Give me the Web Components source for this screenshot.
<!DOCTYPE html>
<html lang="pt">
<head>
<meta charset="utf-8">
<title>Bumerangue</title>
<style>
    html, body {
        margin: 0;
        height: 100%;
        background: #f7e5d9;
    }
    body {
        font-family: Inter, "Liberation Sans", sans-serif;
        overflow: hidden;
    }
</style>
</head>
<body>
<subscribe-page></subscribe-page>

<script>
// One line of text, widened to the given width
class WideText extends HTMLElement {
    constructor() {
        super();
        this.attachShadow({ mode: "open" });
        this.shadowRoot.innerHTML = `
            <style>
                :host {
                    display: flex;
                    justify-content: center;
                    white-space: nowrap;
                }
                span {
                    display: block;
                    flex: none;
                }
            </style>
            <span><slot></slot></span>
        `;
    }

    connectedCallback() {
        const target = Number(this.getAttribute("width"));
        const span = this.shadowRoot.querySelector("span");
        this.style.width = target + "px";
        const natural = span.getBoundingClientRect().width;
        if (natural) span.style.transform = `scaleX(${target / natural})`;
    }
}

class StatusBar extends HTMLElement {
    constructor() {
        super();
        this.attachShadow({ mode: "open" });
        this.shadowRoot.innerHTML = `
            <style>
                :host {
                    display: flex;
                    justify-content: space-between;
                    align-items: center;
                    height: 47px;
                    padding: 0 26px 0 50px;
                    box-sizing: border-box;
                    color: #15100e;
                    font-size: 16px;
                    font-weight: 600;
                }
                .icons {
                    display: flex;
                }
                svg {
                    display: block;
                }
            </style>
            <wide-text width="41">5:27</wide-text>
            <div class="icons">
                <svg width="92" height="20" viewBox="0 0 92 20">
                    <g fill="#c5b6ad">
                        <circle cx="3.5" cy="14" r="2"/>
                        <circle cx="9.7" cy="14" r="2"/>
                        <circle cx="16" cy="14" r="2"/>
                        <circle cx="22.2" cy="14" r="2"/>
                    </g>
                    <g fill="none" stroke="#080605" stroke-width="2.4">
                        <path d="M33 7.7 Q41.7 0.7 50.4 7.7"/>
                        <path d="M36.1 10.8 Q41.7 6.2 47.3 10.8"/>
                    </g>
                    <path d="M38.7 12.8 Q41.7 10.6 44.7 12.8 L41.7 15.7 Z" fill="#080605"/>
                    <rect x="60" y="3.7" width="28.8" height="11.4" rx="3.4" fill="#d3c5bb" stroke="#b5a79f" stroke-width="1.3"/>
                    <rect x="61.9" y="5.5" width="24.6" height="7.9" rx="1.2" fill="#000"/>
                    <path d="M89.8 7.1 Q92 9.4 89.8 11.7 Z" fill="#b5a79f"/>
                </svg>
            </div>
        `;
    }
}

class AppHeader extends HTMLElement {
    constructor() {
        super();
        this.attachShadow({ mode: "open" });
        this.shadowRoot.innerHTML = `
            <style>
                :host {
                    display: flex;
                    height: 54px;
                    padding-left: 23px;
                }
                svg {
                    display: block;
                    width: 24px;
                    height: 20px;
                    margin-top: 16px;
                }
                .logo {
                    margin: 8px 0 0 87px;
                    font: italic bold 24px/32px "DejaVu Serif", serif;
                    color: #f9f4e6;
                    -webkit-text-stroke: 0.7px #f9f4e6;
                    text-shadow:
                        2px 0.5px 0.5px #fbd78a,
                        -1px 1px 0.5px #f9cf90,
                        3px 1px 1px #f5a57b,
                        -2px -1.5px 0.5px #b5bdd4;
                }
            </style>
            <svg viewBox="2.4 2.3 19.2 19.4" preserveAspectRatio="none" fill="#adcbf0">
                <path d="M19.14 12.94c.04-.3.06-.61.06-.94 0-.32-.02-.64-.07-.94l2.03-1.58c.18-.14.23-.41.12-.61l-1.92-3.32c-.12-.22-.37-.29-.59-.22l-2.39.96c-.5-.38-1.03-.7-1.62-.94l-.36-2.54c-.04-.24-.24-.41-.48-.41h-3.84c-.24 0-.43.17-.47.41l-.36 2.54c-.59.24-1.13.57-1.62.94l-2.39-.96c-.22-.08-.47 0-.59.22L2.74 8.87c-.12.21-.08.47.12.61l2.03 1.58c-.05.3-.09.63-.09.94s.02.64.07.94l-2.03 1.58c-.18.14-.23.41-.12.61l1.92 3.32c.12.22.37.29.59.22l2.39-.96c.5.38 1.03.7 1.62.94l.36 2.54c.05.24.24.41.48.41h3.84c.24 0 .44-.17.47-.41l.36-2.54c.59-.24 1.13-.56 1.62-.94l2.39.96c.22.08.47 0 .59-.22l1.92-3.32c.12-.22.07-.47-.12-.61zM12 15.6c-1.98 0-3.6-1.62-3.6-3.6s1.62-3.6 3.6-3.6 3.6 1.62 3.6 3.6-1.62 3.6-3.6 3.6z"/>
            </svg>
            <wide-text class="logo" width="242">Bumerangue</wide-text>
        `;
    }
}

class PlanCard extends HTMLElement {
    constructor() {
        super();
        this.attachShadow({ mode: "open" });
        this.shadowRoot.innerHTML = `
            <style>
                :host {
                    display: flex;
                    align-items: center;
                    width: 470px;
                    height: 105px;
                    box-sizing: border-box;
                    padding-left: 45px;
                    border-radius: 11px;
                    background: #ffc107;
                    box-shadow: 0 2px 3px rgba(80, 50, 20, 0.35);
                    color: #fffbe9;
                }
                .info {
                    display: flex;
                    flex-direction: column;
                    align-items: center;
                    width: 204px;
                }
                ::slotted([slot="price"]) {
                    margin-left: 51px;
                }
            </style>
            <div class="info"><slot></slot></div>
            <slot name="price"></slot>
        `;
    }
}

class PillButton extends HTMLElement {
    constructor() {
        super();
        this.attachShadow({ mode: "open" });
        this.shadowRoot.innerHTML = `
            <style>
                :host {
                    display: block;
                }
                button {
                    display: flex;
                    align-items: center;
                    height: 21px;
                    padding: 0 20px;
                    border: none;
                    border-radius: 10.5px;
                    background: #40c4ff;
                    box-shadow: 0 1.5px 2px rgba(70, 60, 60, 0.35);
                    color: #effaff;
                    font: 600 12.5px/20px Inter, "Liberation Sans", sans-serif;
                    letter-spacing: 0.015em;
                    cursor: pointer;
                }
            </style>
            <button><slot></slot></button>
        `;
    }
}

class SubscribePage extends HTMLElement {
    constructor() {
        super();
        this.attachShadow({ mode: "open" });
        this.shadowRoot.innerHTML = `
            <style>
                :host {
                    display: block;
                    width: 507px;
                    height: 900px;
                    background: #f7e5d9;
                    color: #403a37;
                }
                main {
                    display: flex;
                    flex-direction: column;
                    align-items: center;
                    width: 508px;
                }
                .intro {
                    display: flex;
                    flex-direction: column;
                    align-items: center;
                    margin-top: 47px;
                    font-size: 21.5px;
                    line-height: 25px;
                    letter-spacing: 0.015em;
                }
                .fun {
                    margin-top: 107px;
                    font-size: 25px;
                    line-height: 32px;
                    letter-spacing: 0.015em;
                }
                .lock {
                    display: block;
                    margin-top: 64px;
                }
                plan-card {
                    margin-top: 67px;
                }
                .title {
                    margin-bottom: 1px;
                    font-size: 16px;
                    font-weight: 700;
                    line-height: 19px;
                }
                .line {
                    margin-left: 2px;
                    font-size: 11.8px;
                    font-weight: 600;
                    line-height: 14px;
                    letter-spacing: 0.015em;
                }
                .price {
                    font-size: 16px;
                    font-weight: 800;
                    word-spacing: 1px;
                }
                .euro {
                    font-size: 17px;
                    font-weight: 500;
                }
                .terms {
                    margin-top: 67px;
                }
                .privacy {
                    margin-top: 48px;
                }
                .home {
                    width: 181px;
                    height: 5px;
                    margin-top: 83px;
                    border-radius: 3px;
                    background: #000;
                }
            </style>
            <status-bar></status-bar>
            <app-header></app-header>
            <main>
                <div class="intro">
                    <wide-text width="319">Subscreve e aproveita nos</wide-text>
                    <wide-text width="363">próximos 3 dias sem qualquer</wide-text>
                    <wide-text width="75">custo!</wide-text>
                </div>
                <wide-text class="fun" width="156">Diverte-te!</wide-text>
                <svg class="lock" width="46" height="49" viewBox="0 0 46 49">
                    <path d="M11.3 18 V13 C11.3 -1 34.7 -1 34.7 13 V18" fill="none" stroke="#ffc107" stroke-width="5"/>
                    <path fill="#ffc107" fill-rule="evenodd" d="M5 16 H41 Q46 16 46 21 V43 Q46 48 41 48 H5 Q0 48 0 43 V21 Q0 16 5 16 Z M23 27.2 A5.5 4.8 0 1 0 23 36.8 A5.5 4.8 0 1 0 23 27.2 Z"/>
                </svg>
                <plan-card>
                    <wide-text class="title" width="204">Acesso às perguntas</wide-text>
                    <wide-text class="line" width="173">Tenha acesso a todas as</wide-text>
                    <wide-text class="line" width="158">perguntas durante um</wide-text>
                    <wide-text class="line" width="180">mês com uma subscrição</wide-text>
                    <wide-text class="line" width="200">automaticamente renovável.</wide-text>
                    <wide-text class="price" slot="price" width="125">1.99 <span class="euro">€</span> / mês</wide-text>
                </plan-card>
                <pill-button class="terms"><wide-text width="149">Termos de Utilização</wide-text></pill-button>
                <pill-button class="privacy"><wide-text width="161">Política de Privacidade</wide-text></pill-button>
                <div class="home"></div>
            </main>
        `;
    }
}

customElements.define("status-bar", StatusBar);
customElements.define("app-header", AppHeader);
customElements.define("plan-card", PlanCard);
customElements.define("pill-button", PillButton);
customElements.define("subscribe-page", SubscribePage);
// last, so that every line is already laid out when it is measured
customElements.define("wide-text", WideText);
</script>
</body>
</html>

◇ ◇ ◇ ◇ ◇

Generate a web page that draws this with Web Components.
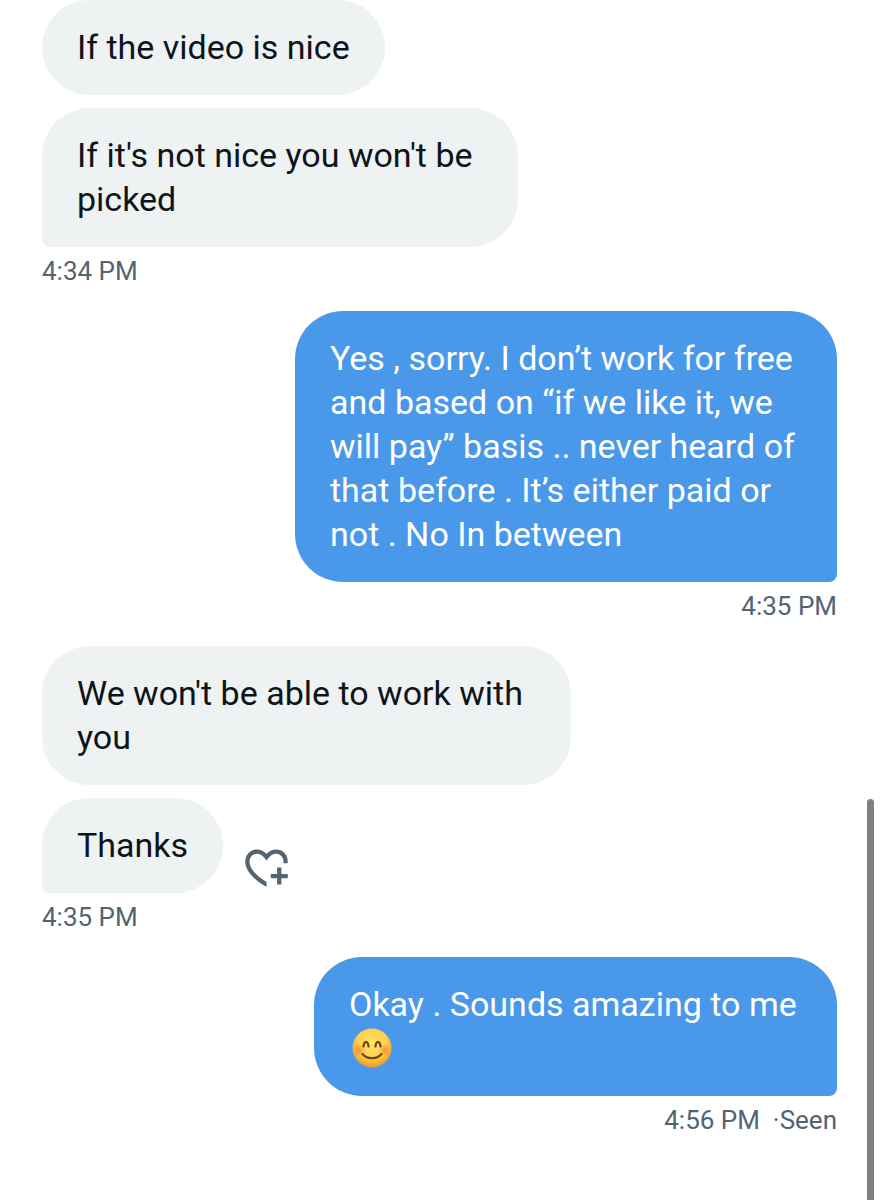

◇ ◇ ◇ ◇ ◇

GIVEN TASK » Exactly and only the lines from the line with "Give me the" to the line with "<subscribe-page></subscribe-page>", both included, are to be printed.

FINISHED EXERCISE »
Give me the Web Components source for this screenshot.
<!DOCTYPE html>
<html lang="pt">
<head>
<meta charset="utf-8">
<title>Bumerangue</title>
<style>
    html, body {
        margin: 0;
        height: 100%;
        background: #f7e5d9;
    }
    body {
        font-family: Inter, "Liberation Sans", sans-serif;
        overflow: hidden;
    }
</style>
</head>
<body>
<subscribe-page></subscribe-page>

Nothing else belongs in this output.